How One Man Changed the Ecology of the Great Lakes With Salmon
An anonymous reader writes During the sixties the Great Lakes were facing an ecological disaster due to invasive species and over fishing. Biologist Howard Tanner's solution to the problem was to bring in another non-native species, the Pacific salmon. Fishing boomed for many years but with the recent salmon crash in Lake Huron many wonder if the salmon were a band-aid on a ecological wound that's too big to fix. From the article: "Tanner's goal wasn't to just alter the species composition of the lakes; he wanted to change the public's relationship with the lakes themselves. Beyond pier fishing for perch and smallmouth bass, fishing in the lakes primarily had been the domain of relatively few commercial fishing crews using big boats and nets to harvest lake trout, perch, whitefish and chubs for restaurants and stores. But because these commercially fished native species had been so destroyed by overfishing and the lamprey and alewife infestations, Tanner inherited something of a blank slate — almost like a freshly filled reservoir in the West. He had little interest in trying to repaint the same old picture, but wanted instead to turn the waters over to large numbers of sportsmen who fished as much for thrill as fillet."

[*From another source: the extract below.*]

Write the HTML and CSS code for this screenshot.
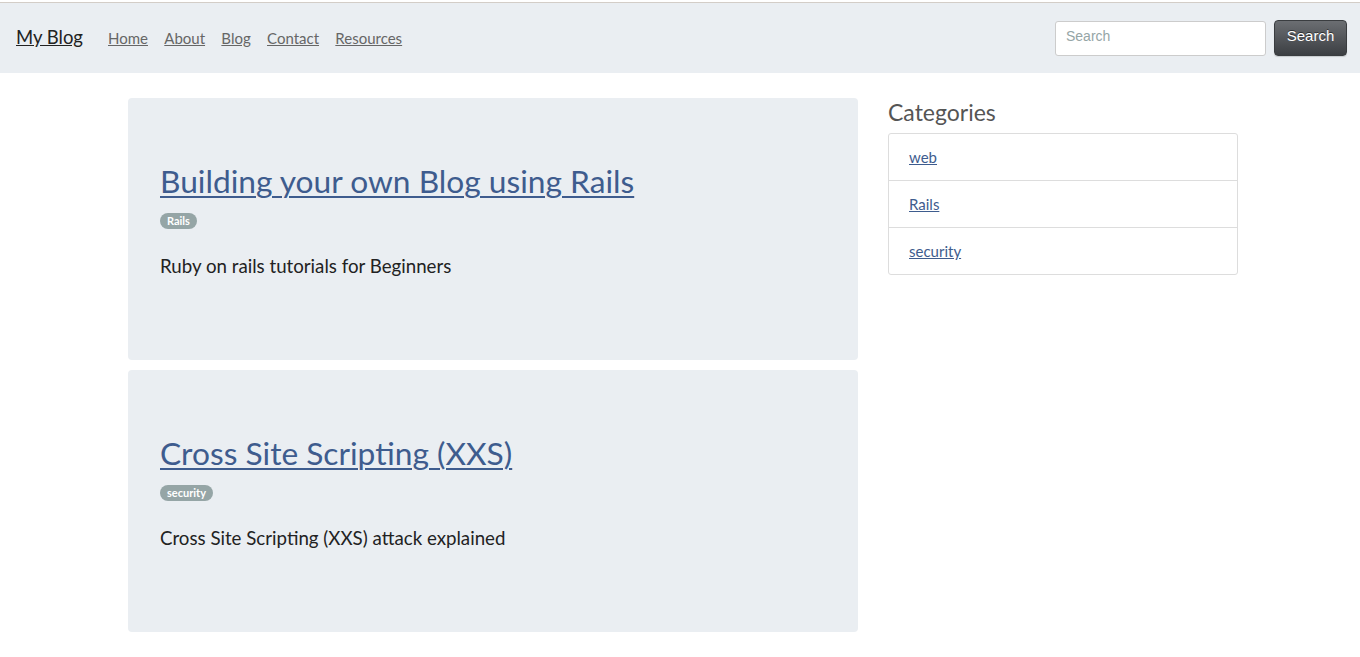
FILE: index.html
```html
<!DOCTYPE html>
<html>
<head>
<meta charset="utf-8">
<title>My Blog</title>
<link rel="stylesheet" href="styles.css">
</head>
<body>
<nav class="navbar">
  <a class="brand" href="#">My Blog</a>
  <ul class="nav-links">
    <li><a href="#">Home</a></li>
    <li><a href="#">About</a></li>
    <li><a href="#">Blog</a></li>
    <li><a href="#">Contact</a></li>
    <li><a href="#">Resources</a></li>
  </ul>
  <form class="search">
    <input type="text" placeholder="Search">
    <button type="button">Search</button>
  </form>
</nav>
<div class="container">
  <main class="posts">
    <article class="post">
      <h1><a href="#">Building your own Blog using Rails</a></h1>
      <div class="tags"><span class="badge">Rails</span></div>
      <p>Ruby on rails tutorials for Beginners</p>
    </article>
    <article class="post">
      <h1><a href="#">Cross Site Scripting (XXS)</a></h1>
      <div class="tags"><span class="badge">security</span></div>
      <p>Cross Site Scripting (XXS) attack explained</p>
    </article>
  </main>
  <aside class="sidebar">
    <h2>Categories</h2>
    <ul class="list-group">
      <li><a href="#">web</a></li>
      <li><a href="#">Rails</a></li>
      <li><a href="#">security</a></li>
    </ul>
  </aside>
</div>
</body>
</html>
```

FILE: styles.css
```css
* { box-sizing: border-box; }
html, body { margin: 0; padding: 0; }
body {
  padding-top: 2px;
  font-family: Lato, "Open Sans", sans-serif;
  color: #222;
  background: #fff;
}
.navbar {
  display: flex;
  align-items: center;
  height: 71px;
  padding: 0 13px 2px 16px;
  background: #eaeef2;
  border-top: 1px solid #d3cdc7;
}
.brand {
  font-size: 18.5px;
  color: #222;
  margin-right: 25px;
  text-decoration: underline;
}
.nav-links {
  display: flex;
  list-style: none;
  margin: 0;
  padding: 0;
  gap: 16.3px;
  flex: 1;
}
.nav-links a {
  font-size: 15px;
  color: #666;
  text-decoration: underline;
}
.search {
  display: flex;
  align-items: center;
  gap: 8px;
  margin-top: 2px;
}
.search input {
  width: 211px;
  height: 35px;
  border: 1px solid #ccc;
  border-radius: 3px;
  padding: 0 10px 4px;
  font-family: "Liberation Sans", Arial, sans-serif;
  font-size: 14px;
  background: #fff;
}
.search input::placeholder { color: #95a5a6; }
.search button {
  width: 73px;
  height: 36px;
  border: 1px solid #3a3d40;
  border-radius: 4px;
  background: linear-gradient(#6b6e72, #3c3f43);
  color: #fff;
  font-family: "Liberation Sans", Arial, sans-serif;
  font-size: 15px;
  text-shadow: 0 -1px 0 rgba(0,0,0,0.5);
  padding: 0 0 5px;
  box-shadow: 0 1px 1px rgba(0,0,0,0.15);
}
.container {
  width: 1110px;
  margin: 25px 0 0 calc(50% - 552px);
  display: flex;
  gap: 30px;
}
.posts {
  width: 730px;
  display: flex;
  flex-direction: column;
  gap: 10px;
}
.post {
  background: #eaeef2;
  border-radius: 4px;
  height: 262px;
  padding: 63px 32px 0;
}
.post h1 {
  margin: 0;
  font-size: 31.7px;
  font-weight: 400;
  line-height: 40px;
}
.post h1 a {
  color: #3e5c8e;
  text-decoration: underline;
  text-decoration-thickness: 2px;
  text-underline-offset: 3px;
}
.tags { margin-top: 10px; line-height: 16px; }
.badge {
  display: inline-block;
  background: #95a5a6;
  color: #fff;
  font-size: 11px;
  font-weight: 700;
  padding: 0 7px;
  height: 16px;
  line-height: 16px;
  border-radius: 8px;
}
.post p {
  margin: 25px 0 0;
  font-size: 18.7px;
  line-height: 24px;
}
.sidebar { width: 350px; }
.sidebar h2 {
  margin: 0 0 7px;
  font-size: 23px;
  font-weight: 400;
  color: #555;
  line-height: 28px;
}
.list-group {
  list-style: none;
  margin: 0;
  padding: 0;
  border: 1px solid #ddd;
  border-radius: 3px;
}
.list-group li {
  height: 47px;
  padding: 0 20px;
  display: flex;
  align-items: center;
  border-top: 1px solid #ddd;
  font-size: 15px;
}
.list-group li:first-child { border-top: 0; height: 46px; }
.list-group a { color: #3e5c8e; text-decoration: underline; }
```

What a great illustration of ecosystem complexity and unintended consequences that involves salmon, alewives, lamprey, zebra mussels, quagga mussels, and round gobies, all of which are non-native to the great lakes. After half a century of unpredicted swings of boom and bust the fishery managers are gradually moving toward restoration of something that resembles, at least faintly, the original lake trout and perch ecosystem. I'm sure more unintended consequences will be revealed as this plays out, but the ride certainly reveals the pitfalls of messing with mother nature.